6-: From a letter that a person signing themself ‘Rusticus’ wrote about a snow storm near Belfast, published in The Banner of Ulster (Belfast, County Antrim, Ireland) of Tuesday 10th January 1854:
You gents in town can have no idea of the grand sights that we have in the country just now, if it were not for the terrible drawbacks of stranded carts and the sudden arrest laid on the eggs, butter, and other farm produce, straight on their way to town, and that “looped and windowed raggedness” through which stern winter, with a stepmother’s breath, now finds unobstructed passage.

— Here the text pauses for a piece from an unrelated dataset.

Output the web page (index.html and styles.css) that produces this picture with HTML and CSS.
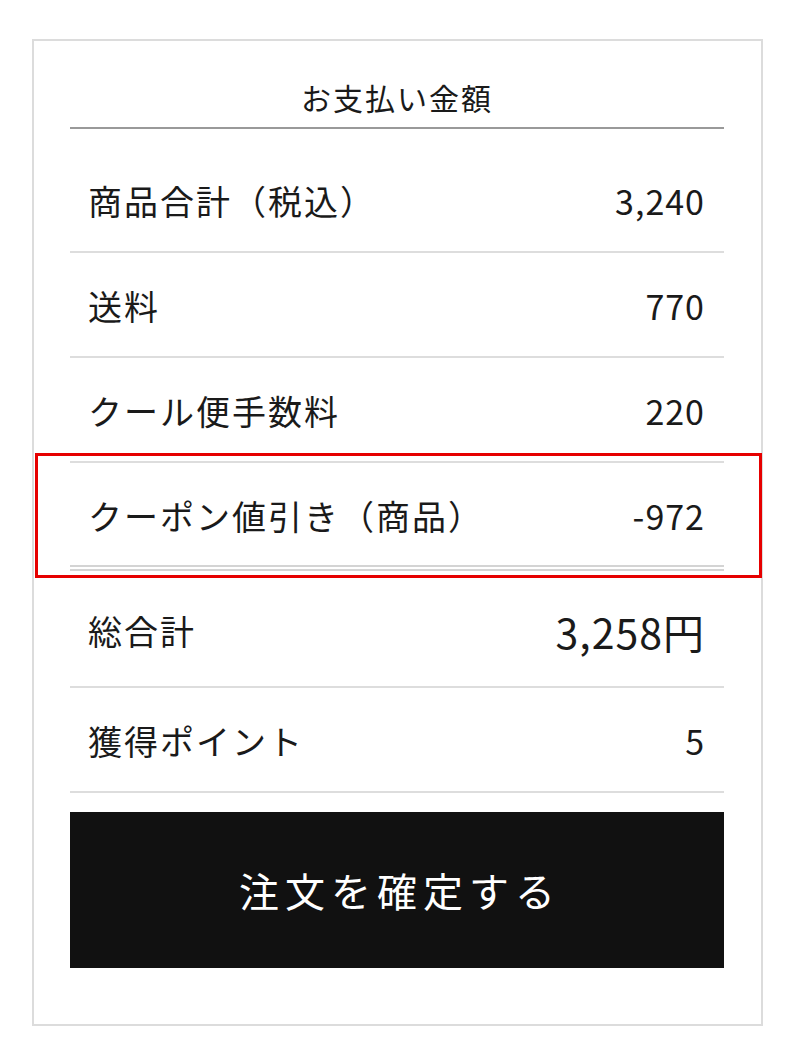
FILE: index.html
```html
<!DOCTYPE html>
<html lang="ja">
<head>
  <meta charset="UTF-8">
  <title>お支払い金額</title>
  <link rel="stylesheet" href="styles.css">
</head>
<body>
  <div class="payment-card">
    <div class="payment-header">お支払い金額</div>

    <div class="payment-list">
      <div class="payment-row">
        <span class="label">商品合計（税込）</span>
        <span class="value">3,240</span>
      </div>
      <div class="payment-row">
        <span class="label">送料</span>
        <span class="value">770</span>
      </div>
      <div class="payment-row">
        <span class="label">クール便手数料</span>
        <span class="value">220</span>
      </div>
      <div class="payment-row coupon">
        <span class="label">クーポン値引き（商品）</span>
        <span class="value">-972</span>
      </div>
      <div class="payment-row total">
        <span class="label">総合計</span>
        <span class="value">3,258円</span>
      </div>
      <div class="payment-row">
        <span class="label">獲得ポイント</span>
        <span class="value">5</span>
      </div>
    </div>

    <button class="confirm-btn">注文を確定する</button>

    <!-- 注目箇所の赤枠 -->
    <div class="highlight"></div>
  </div>
</body>
</html>
```

FILE: styles.css
```css
body {
  margin: 0;
  background: #fff;
  font-family: 'Noto Sans CJK JP', 'Noto Sans', sans-serif;
  color: #1a1a1a;
}

.payment-card {
  position: relative;
  box-sizing: border-box;
  width: 731px;
  height: 987px;
  margin: 39px 0 0 32px;
  padding: 0 37px 0 36px;
  border: 2px solid #dcdcdc;
  display: flex;
  flex-direction: column;
}

.payment-header {
  padding: 36px 0 10px;
  line-height: 40px;
  font-size: 30px;
  letter-spacing: 2px;
  text-align: center;
  border-bottom: 2px solid #999;
}

.payment-list {
  padding-top: 19px;
}

.payment-row {
  display: flex;
  align-items: center;
  justify-content: space-between;
  height: 105px;
  padding: 2px 19px 0 18px;
  box-sizing: border-box;
  border-bottom: 2px solid #ddd;
  font-size: 34px;
}

.payment-row .label {
  letter-spacing: 2px;
  white-space: nowrap;
}

.payment-row .value {
  letter-spacing: 1px;
}

.payment-row.coupon {
  height: 108px;
  border-bottom: 6px double #d4d4d4;
}

.payment-row.total {
  height: 117px;
  padding-top: 4px;
}

.payment-row.total .value {
  font-size: 41px;
  letter-spacing: 1px;
}

.confirm-btn {
  margin-top: 19px;
  height: 156px;
  border: none;
  background: #111;
  color: #fff;
  font-family: inherit;
  font-size: 40px;
  letter-spacing: 6px;
  padding: 0 0 0 6px;
}

.highlight {
  position: absolute;
  left: 1px;
  top: 412px;
  width: 727px;
  height: 125px;
  box-sizing: border-box;
  border: 3px solid #e60000;
}
```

7-: From Saunders’s News-Letter and Daily Advertiser (Dublin, County Dublin, Ireland) of Friday 20th October 1854:
For several days past the temperature in our moist northern latitude has been steadily falling; and yesterday, with that biting north easterly breeze which makes free with noses in a most uncourteous style, and is frequently used as a synonym for “a stepmother’s breath,” it had descended to a point which the thermometer rarely indicates at this period of the season, except before the advent of an early and severe winter. The weather, however, cold as it has become, is favourable for the farmer’s field operations; for those of the barn, the more bitter the blast out of doors, the more merrily swings the flail.—Belfast Chronicle.

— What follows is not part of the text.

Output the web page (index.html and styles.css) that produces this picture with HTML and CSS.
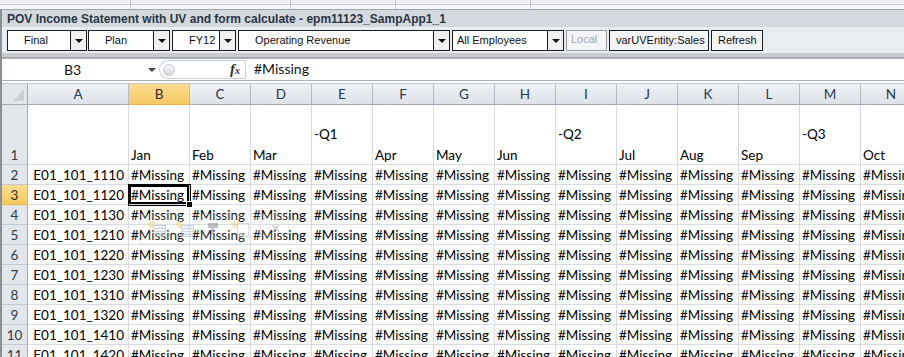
FILE: index.html
```html
<!doctype html>
<html lang="en">
  <head>
    <meta charset="UTF-8" />
    <title>POV Income Statement</title>
    <link rel="stylesheet" href="styles.css">
  </head>
  <body>
    <div class="ribbon-edge">
      <div class="group g1"><span>Start</span></div>
      <div class="group g2"><span>Edit</span></div>
      <div class="group g3"><span>Data</span></div>
      <div class="group g4"><span>General</span></div>
    </div>

    <div class="app">
      <div class="pane-title">POV Income Statement with UV and form calculate - epm11123_SampApp1_1</div>

      <div class="pov-bar">
        <div class="pov w-final"><span class="pov-text">Final</span><span class="pov-arrow"></span></div>
        <div class="pov w-plan"><span class="pov-text">Plan</span><span class="pov-arrow"></span></div>
        <div class="pov w-year"><span class="pov-text">FY12</span><span class="pov-arrow"></span></div>
        <div class="pov w-acct"><span class="pov-text">Operating Revenue</span><span class="pov-arrow"></span></div>
        <div class="pov w-emp"><span class="pov-text left">All Employees</span><span class="pov-arrow"></span></div>
        <div class="pov-btn disabled w-local">Local</div>
        <div class="pov-btn w-var">varUVEntity:Sales</div>
        <div class="pov-btn w-refresh">Refresh</div>
      </div>

      <div class="formula-bar">
        <div class="name-box"><span class="name">B3</span><span class="name-arrow"></span></div>
        <div class="fx-pill"><span class="knob"></span><span class="fx"><i>f</i><small>x</small></span></div>
        <div class="formula">#Missing</div>
      </div>

      <div class="sheet-wrap">
        <div class="sheet">
          <div class="corner"><span class="corner-tri"></span></div>
          <div class="ch">A</div><div class="ch sel">B</div><div class="ch">C</div><div class="ch">D</div><div class="ch">E</div><div class="ch">F</div><div class="ch">G</div><div class="ch">H</div><div class="ch">I</div><div class="ch">J</div><div class="ch">K</div><div class="ch">L</div><div class="ch">M</div><div class="ch">N</div>

          <div class="rh">1</div>
          <div class="c"></div><div class="c">Jan</div><div class="c">Feb</div><div class="c">Mar</div><div class="c q">-Q1<br>&nbsp;</div><div class="c">Apr</div><div class="c">May</div><div class="c">Jun</div><div class="c q">-Q2<br>&nbsp;</div><div class="c">Jul</div><div class="c">Aug</div><div class="c">Sep</div><div class="c q">-Q3<br>&nbsp;</div><div class="c">Oct</div>

          <div class="rh">2</div>
          <div class="c ra">E01_101_1110</div><div class="c">#Missing</div><div class="c">#Missing</div><div class="c">#Missing</div><div class="c">#Missing</div><div class="c">#Missing</div><div class="c">#Missing</div><div class="c">#Missing</div><div class="c">#Missing</div><div class="c">#Missing</div><div class="c">#Missing</div><div class="c">#Missing</div><div class="c">#Missing</div><div class="c">#Missing</div>

          <div class="rh sel">3</div>
          <div class="c ra">E01_101_1120</div><div class="c active">#Missing<span class="handle"></span></div><div class="c">#Missing</div><div class="c">#Missing</div><div class="c">#Missing</div><div class="c">#Missing</div><div class="c">#Missing</div><div class="c">#Missing</div><div class="c">#Missing</div><div class="c">#Missing</div><div class="c">#Missing</div><div class="c">#Missing</div><div class="c">#Missing</div><div class="c">#Missing</div>

          <div class="rh">4</div>
          <div class="c ra">E01_101_1130</div><div class="c">#Missing</div><div class="c">#Missing</div><div class="c">#Missing</div><div class="c">#Missing</div><div class="c">#Missing</div><div class="c">#Missing</div><div class="c">#Missing</div><div class="c">#Missing</div><div class="c">#Missing</div><div class="c">#Missing</div><div class="c">#Missing</div><div class="c">#Missing</div><div class="c">#Missing</div>

          <div class="rh">5</div>
          <div class="c ra">E01_101_1210</div><div class="c">#Missing</div><div class="c">#Missing</div><div class="c">#Missing</div><div class="c">#Missing</div><div class="c">#Missing</div><div class="c">#Missing</div><div class="c">#Missing</div><div class="c">#Missing</div><div class="c">#Missing</div><div class="c">#Missing</div><div class="c">#Missing</div><div class="c">#Missing</div><div class="c">#Missing</div>

          <div class="rh">6</div>
          <div class="c ra">E01_101_1220</div><div class="c">#Missing</div><div class="c">#Missing</div><div class="c">#Missing</div><div class="c">#Missing</div><div class="c">#Missing</div><div class="c">#Missing</div><div class="c">#Missing</div><div class="c">#Missing</div><div class="c">#Missing</div><div class="c">#Missing</div><div class="c">#Missing</div><div class="c">#Missing</div><div class="c">#Missing</div>

          <div class="rh">7</div>
          <div class="c ra">E01_101_1230</div><div class="c">#Missing</div><div class="c">#Missing</div><div class="c">#Missing</div><div class="c">#Missing</div><div class="c">#Missing</div><div class="c">#Missing</div><div class="c">#Missing</div><div class="c">#Missing</div><div class="c">#Missing</div><div class="c">#Missing</div><div class="c">#Missing</div><div class="c">#Missing</div><div class="c">#Missing</div>

          <div class="rh">8</div>
          <div class="c ra">E01_101_1310</div><div class="c">#Missing</div><div class="c">#Missing</div><div class="c">#Missing</div><div class="c">#Missing</div><div class="c">#Missing</div><div class="c">#Missing</div><div class="c">#Missing</div><div class="c">#Missing</div><div class="c">#Missing</div><div class="c">#Missing</div><div class="c">#Missing</div><div class="c">#Missing</div><div class="c">#Missing</div>

          <div class="rh">9</div>
          <div class="c ra">E01_101_1320</div><div class="c">#Missing</div><div class="c">#Missing</div><div class="c">#Missing</div><div class="c">#Missing</div><div class="c">#Missing</div><div class="c">#Missing</div><div class="c">#Missing</div><div class="c">#Missing</div><div class="c">#Missing</div><div class="c">#Missing</div><div class="c">#Missing</div><div class="c">#Missing</div><div class="c">#Missing</div>

          <div class="rh">10</div>
          <div class="c ra">E01_101_1410</div><div class="c">#Missing</div><div class="c">#Missing</div><div class="c">#Missing</div><div class="c">#Missing</div><div class="c">#Missing</div><div class="c">#Missing</div><div class="c">#Missing</div><div class="c">#Missing</div><div class="c">#Missing</div><div class="c">#Missing</div><div class="c">#Missing</div><div class="c">#Missing</div><div class="c">#Missing</div>

          <div class="rh">11</div>
          <div class="c ra">E01_101_1420</div><div class="c">#Missing</div><div class="c">#Missing</div><div class="c">#Missing</div><div class="c">#Missing</div><div class="c">#Missing</div><div class="c">#Missing</div><div class="c">#Missing</div><div class="c">#Missing</div><div class="c">#Missing</div><div class="c">#Missing</div><div class="c">#Missing</div><div class="c">#Missing</div><div class="c">#Missing</div>
        </div>

        <!-- faded paste options toolbar -->
        <div class="mini-toolbar">
          <span class="mt-icon"><span class="spark"></span><span class="sheet-ico"></span></span>
          <span class="mt-icon"><span class="spark"></span><span class="sheet-ico"></span></span>
          <span class="mt-icon"><span class="brush"></span></span>
          <span class="mt-icon"><span class="spark"></span><span class="doc-ico"></span></span>
          <span class="mt-sep"></span>
          <span class="mt-x">&#215;</span>
        </div>
      </div>
    </div>
  </body>
</html>
```

FILE: styles.css
```css
html,
body {
  margin: 0;
  padding: 0;
  background: #ffffff;
  overflow: hidden;
}

body {
  width: 904px;
  height: 357px;
  font-family: "Liberation Sans", Arial, sans-serif;
}

/* bottom edge of the ribbon, only the label feet are visible */
.ribbon-edge {
  display: flex;
  height: 9px;
  background: #eef0f3;
  border-bottom: 1px solid #9ea4ab;
  box-shadow: inset 0 -4px 0 #f6f7f9, inset 0 -5px 0 #c3c8cf;
  overflow: hidden;
}

.group {
  border-right: 1px solid #c3c8cf;
  text-align: center;
  font-size: 12px;
  color: #4c5a6b;
}

.group span {
  display: block;
  margin-top: -11px;
}

.g1 { width: 130px; }
.g2 { width: 159px; }
.g3 { width: 104px; }
.g4 { width: 134px; }

.app {
  border-left: 2px solid #8b9096;
}

.pane-title {
  height: 17px;
  padding-left: 5px;
  background: #d4d9e0;
  font-size: 12px;
  font-weight: bold;
  line-height: 18px;
  color: #2b3542;
  white-space: nowrap;
}

.pov-bar {
  display: flex;
  gap: 2px;
  height: 23px;
  padding: 3px 0 0 5px;
  background: #e9ecf0;
  border-bottom: 4px solid #c8ccd1;
  box-shadow: 0 1px 0 #9ca1a7;
  font-size: 11px;
}

.pov {
  display: flex;
  flex-shrink: 0;
  box-sizing: border-box;
  height: 21px;
  border: 1px solid #1c1c1c;
  background: #ffffff;
}

.pov-text {
  flex: 1;
  padding-left: 16px;
  line-height: 19px;
  color: #111;
  white-space: nowrap;
}

.pov-text.left {
  padding-left: 4px;
}

.pov-arrow {
  position: relative;
  width: 15px;
  border-left: 1px solid #1c1c1c;
  background: #f0f0f0;
}

.pov-arrow::after {
  content: "";
  position: absolute;
  left: 4px;
  top: 8px;
  border-left: 4px solid transparent;
  border-right: 4px solid transparent;
  border-top: 4px solid #111;
}

.w-final { width: 80px; margin-right: -1px; }
.w-plan { width: 82px; }
.w-year { width: 64px; }
.w-acct { width: 212px; }
.w-emp { width: 112px; }

.pov-btn {
  flex-shrink: 0;
  box-sizing: border-box;
  height: 21px;
  padding: 0 6px;
  border: 1px solid #1c1c1c;
  background: #f3f4f6;
  line-height: 19px;
  color: #111;
  white-space: nowrap;
}

.pov-btn.disabled {
  border-color: #9a9ea3;
  color: #a3a6aa;
  line-height: 16px;
  padding: 0 4px;
}

.w-local { width: 41px; }
.w-var { width: 100px; }
.w-refresh { width: 52px; }

/* formula bar */
.formula-bar {
  display: flex;
  height: 21px;
  margin-top: 1px;
  border-top: 1px solid #aab0b7;
  border-bottom: 1px solid #aab0b7;
  box-shadow: 0 2px 0 #ffffff, 0 3px 0 #c6cbd1;
  background: #ffffff;
  font-family: Lato, "Liberation Sans", sans-serif;
  font-size: 14px;
}

.name-box {
  display: flex;
  align-items: center;
  width: 157px;
  box-sizing: border-box;
}

.name {
  flex: 1;
  text-align: center;
  color: #111;
  padding-right: 5px;
}

.name-arrow {
  width: 0;
  height: 0;
  margin-right: 3px;
  border-left: 4px solid transparent;
  border-right: 4px solid transparent;
  border-top: 4px solid #444;
}

.fx-pill {
  display: flex;
  align-items: center;
  justify-content: space-between;
  box-sizing: border-box;
  width: 87px;
  height: 19px;
  margin-top: 1px;
  border: 1px solid #c9ced5;
  border-right: 1px solid #cfd4da;
  border-radius: 10px 0 0 10px;
  background: #ffffff;
}

.knob {
  width: 10px;
  height: 10px;
  margin-left: 3px;
  border-radius: 50%;
  background: linear-gradient(#f4f5f7, #d7dbe0);
  border: 1px solid #c6cbd1;
}

.fx {
  margin-right: 5px;
  font-family: "Liberation Serif", serif;
  font-weight: bold;
  color: #333;
  font-size: 15px;
  line-height: 15px;
}

.fx small {
  font-size: 10px;
  font-style: italic;
}

.formula {
  flex: 1;
  padding-left: 8px;
  line-height: 20px;
  color: #111;
}

/* sheet */
.sheet-wrap {
  position: relative;
  margin-top: 3px;
  overflow: hidden;
}

.sheet {
  display: grid;
  grid-template-columns: 26px 101px repeat(13, 61px);
  grid-template-rows: 21px 60px repeat(11, 20px);
  font-family: Lato, "Liberation Sans", sans-serif;
  font-size: 13.5px;
}

.corner {
  position: relative;
  background: #e3e7ec;
  border-right: 1px solid #9eabb9;
  border-bottom: 1px solid #9eabb9;
}

.corner-tri {
  position: absolute;
  right: 3px;
  bottom: 3px;
  width: 0;
  height: 0;
  border-left: 11px solid transparent;
  border-bottom: 11px solid #c9ced5;
}

.ch {
  background: linear-gradient(#eef1f5, #dfe3e9);
  border-right: 1px solid #b4bcc6;
  border-bottom: 1px solid #9eabb9;
  text-align: center;
  line-height: 21px;
  color: #27394e;
}

.ch.sel,
.rh.sel {
  background: linear-gradient(#f9dc8f, #f6ca62);
  border-right-color: #f0b44a;
  border-bottom-color: #f0b44a;
  color: #2b2b2b;
}

.rh {
  background: #e3e7ec;
  border-right: 1px solid #9eabb9;
  border-bottom: 1px solid #c3cad3;
  text-align: center;
  color: #2f3a47;
  display: flex;
  align-items: flex-end;
  justify-content: center;
  line-height: 17px;
}

.c {
  position: relative;
  display: flex;
  flex-direction: column;
  justify-content: flex-end;
  padding: 0 2px;
  border-right: 1px solid #d8dce2;
  border-bottom: 1px solid #d8dce2;
  line-height: 17px;
  color: #000;
  white-space: nowrap;
  overflow: hidden;
}

.c.q {
  line-height: 20px;
}

.c.ra {
  text-align: right;
  padding-right: 4px;
}

.c.active {
  overflow: visible;
  box-shadow: inset 0 0 0 2px #000, 0 0 0 1px #000;
  z-index: 1;
}

.handle {
  position: absolute;
  right: -4px;
  bottom: -4px;
  width: 5px;
  height: 5px;
  background: #000;
  border: 1px solid #fff;
}

/* faded paste options toolbar */
.mini-toolbar {
  position: absolute;
  left: 137px;
  top: 130px;
  display: flex;
  align-items: center;
  gap: 10px;
  height: 28px;
  padding: 0 8px;
  border: 1px solid rgba(170, 178, 188, 0.35);
  border-radius: 3px;
  background: rgba(240, 242, 245, 0.25);
  opacity: 0.55;
}

.mt-icon {
  position: relative;
  width: 18px;
  height: 16px;
}

.spark {
  position: absolute;
  left: 0;
  top: 0;
  width: 7px;
  height: 7px;
  border-radius: 50%;
  background: #f3d77a;
}

.sheet-ico {
  position: absolute;
  right: 0;
  bottom: 0;
  width: 11px;
  height: 10px;
  border: 1px solid #9fb3cd;
  background: repeating-linear-gradient(#e4ebf5 0 2px, #9fb3cd 2px 3px);
}

.doc-ico {
  position: absolute;
  right: 1px;
  bottom: 0;
  width: 10px;
  height: 12px;
  border: 1px solid #b9c2cc;
  background: #f7f8fa;
}

.brush {
  position: absolute;
  left: 4px;
  top: 2px;
  width: 10px;
  height: 12px;
  background: linear-gradient(#8d8f93 0 45%, transparent 45%),
    linear-gradient(90deg, transparent 35%, #8d8f93 35% 65%, transparent 65%);
}

.mt-sep {
  width: 1px;
  height: 18px;
  background: #c9ced5;
}

.mt-x {
  font-size: 16px;
  color: #9aa2ad;
  line-height: 16px;
}
```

8-: From The Belfast Daily Mercury (Belfast, County Antrim, Ireland) of Saturday 30th December 1854:
The Belfast “Government” School of Design has been closed [by] the King Cole of Marlborough-house—he who fiddles away there, as one of the duumviri who compose the Anglo-Russo autocracy of an institution known to the British public and the parliamentary estimates as “The Department of Science and Art.” […]
[…]
These young Schools, the children of a great experiment, needed fostering, sustaining guardianship till they grew into adult strength; but the stepmother breath of Marlborough-House has chilled and lamed their struggling limbs, before they had cast off their swaddling-clothes. Take half of the mother’s milk from her infant, and supply no commensurate nourishment, and the poor helpless child, which might otherwise grow to manhood and greatness, will sicken and die. So with the Belfast School.